Project sharing policies¶
Project maintainers can set policies that govern which information types bugs, branches, and blueprints can become. The policy sets the default type and what types users can change to. Public projects only have the default “Public” policy. Commercial projects can choose other policies to control the what, if any, project information is disclosed.
There is a policy for each kind of thing that can change: bugs, branches, and blueprints.
Public
New items as public unless they contain confidential information.

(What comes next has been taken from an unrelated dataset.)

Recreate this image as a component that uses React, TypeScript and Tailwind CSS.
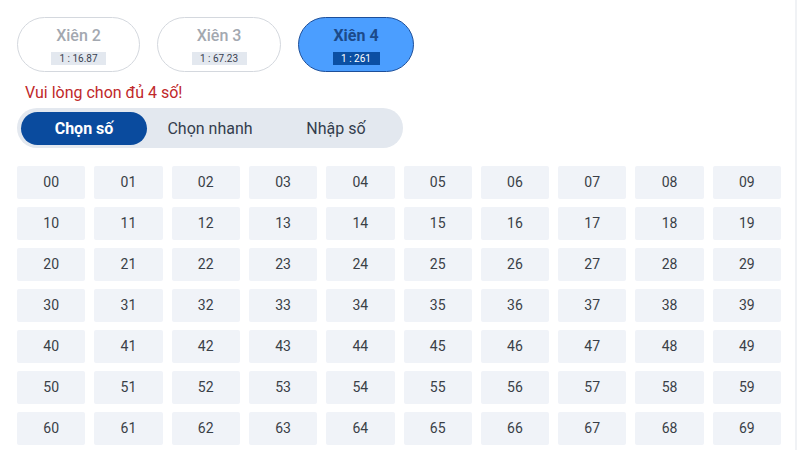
import React from "react";

const nums = Array.from({ length: 70 }, (_, i) => String(i).padStart(2, "0"));

export default function App() {
  return (
    <div
      className="relative w-[800px] h-[450px] overflow-hidden bg-white"
      style={{ fontFamily: "Roboto, 'Liberation Sans', sans-serif" }}
    >
      <div className="absolute right-[3px] top-0 h-full w-[2px] bg-[#f0f2f5]" />
      <div className="pl-[17px] pt-[17px]">
        <div className="flex gap-[17px]">
          <div className="w-[123px] h-[55px] pt-[3px] rounded-full border border-[#d4d8de] bg-white flex flex-col items-center justify-center">
            <div className="text-[16px] leading-[18px] font-medium text-[#a3a8b0]">Xiên 2</div>
            <div className="mt-[7px] w-[55px] h-[13px] bg-[#e3e8ef] text-[10px] leading-[13px] text-[#3a4150] text-center">1 : 16.87</div>
          </div>
          <div className="w-[124px] h-[55px] pt-[3px] rounded-full border border-[#d4d8de] bg-white flex flex-col items-center justify-center">
            <div className="text-[16px] leading-[18px] font-medium text-[#a3a8b0]">Xiên 3</div>
            <div className="mt-[7px] w-[55px] h-[13px] bg-[#e3e8ef] text-[10px] leading-[13px] text-[#3a4150] text-center">1 : 67.23</div>
          </div>
          <div className="w-[116px] h-[55px] pt-[3px] rounded-full border border-[#1d4f9a] bg-[#4b9eff] flex flex-col items-center justify-center">
            <div className="text-[16px] leading-[18px] font-bold text-[#1c4a8a]">Xiên 4</div>
            <div className="mt-[7px] w-[47px] h-[13px] bg-[#0b4fa3] text-[10px] leading-[13px] text-white text-center">1 : 261</div>
          </div>
        </div>
        <div className="mt-[10px] ml-[8px] text-[16px] leading-[22px] text-[#c0282a]">Vui lòng chon đủ 4 số!</div>
        <div className="mt-[4px] w-[386px] h-[40px] rounded-full bg-[#e3e8ef] p-[4px] flex">
          <div className="w-[126px] h-[33px] rounded-full bg-[#0a4b9e] flex items-center justify-center text-white font-bold text-[16px]">Chọn số</div>
          <div className="w-[126px] h-[33px] flex items-center justify-center text-[#333d4d] text-[16px]">Chọn nhanh</div>
          <div className="w-[126px] h-[33px] flex items-center justify-center text-[#333d4d] text-[16px]">Nhập số</div>
        </div>
        <div className="mt-[18px] w-[764px] grid grid-cols-10 gap-x-[9px] gap-y-[8px]">
          {nums.map((n) => (
            <div
              key={n}
              className="h-[33px] rounded-[2px] bg-[#f0f3f8] flex items-center justify-center text-[14px] text-[#3a3f47]"
            >
              {n}
            </div>
          ))}
        </div>
      </div>
    </div>
  );
}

Items
can be made Private or Private Security later.
Public, can be proprietary
New items are public, but can be made proprietary later.
Proprietary, can be public
New items are proprietary, but can be made public later.
Only people who can see the project's proprietary information
can create new branches or bugs.
Proprietary
New items are always proprietary.
Only people who can see the project's proprietary information
can create new branches.
Embargoed, can be proprietary
New branches are embargoed, but can be made proprietary later.
Only people who can see the project's proprietary information
can create new branches.
Sharing Policy |
Public |
Public Security |
Private |
Private Security |
Proprietary |
Embargoed |
---|---|---|---|---|---|---|
Public |
Default |
Yes |
Yes |
Yes |
- |
- |
Public, can be proprietary |
Default |
Yes |
Yes |
Yes |
Yes |
- |
Proprietary, can be public |
Yes |
Yes |
Yes |
Yes |
Default |
- |
Proprietary |
- |
- |
- |
- |
Default |
- |
Embargoed, can be proprietary |
- |
- |
- |
- |
Yes |
Default |
Note
Embargoed branches is only settable using Launchpad API.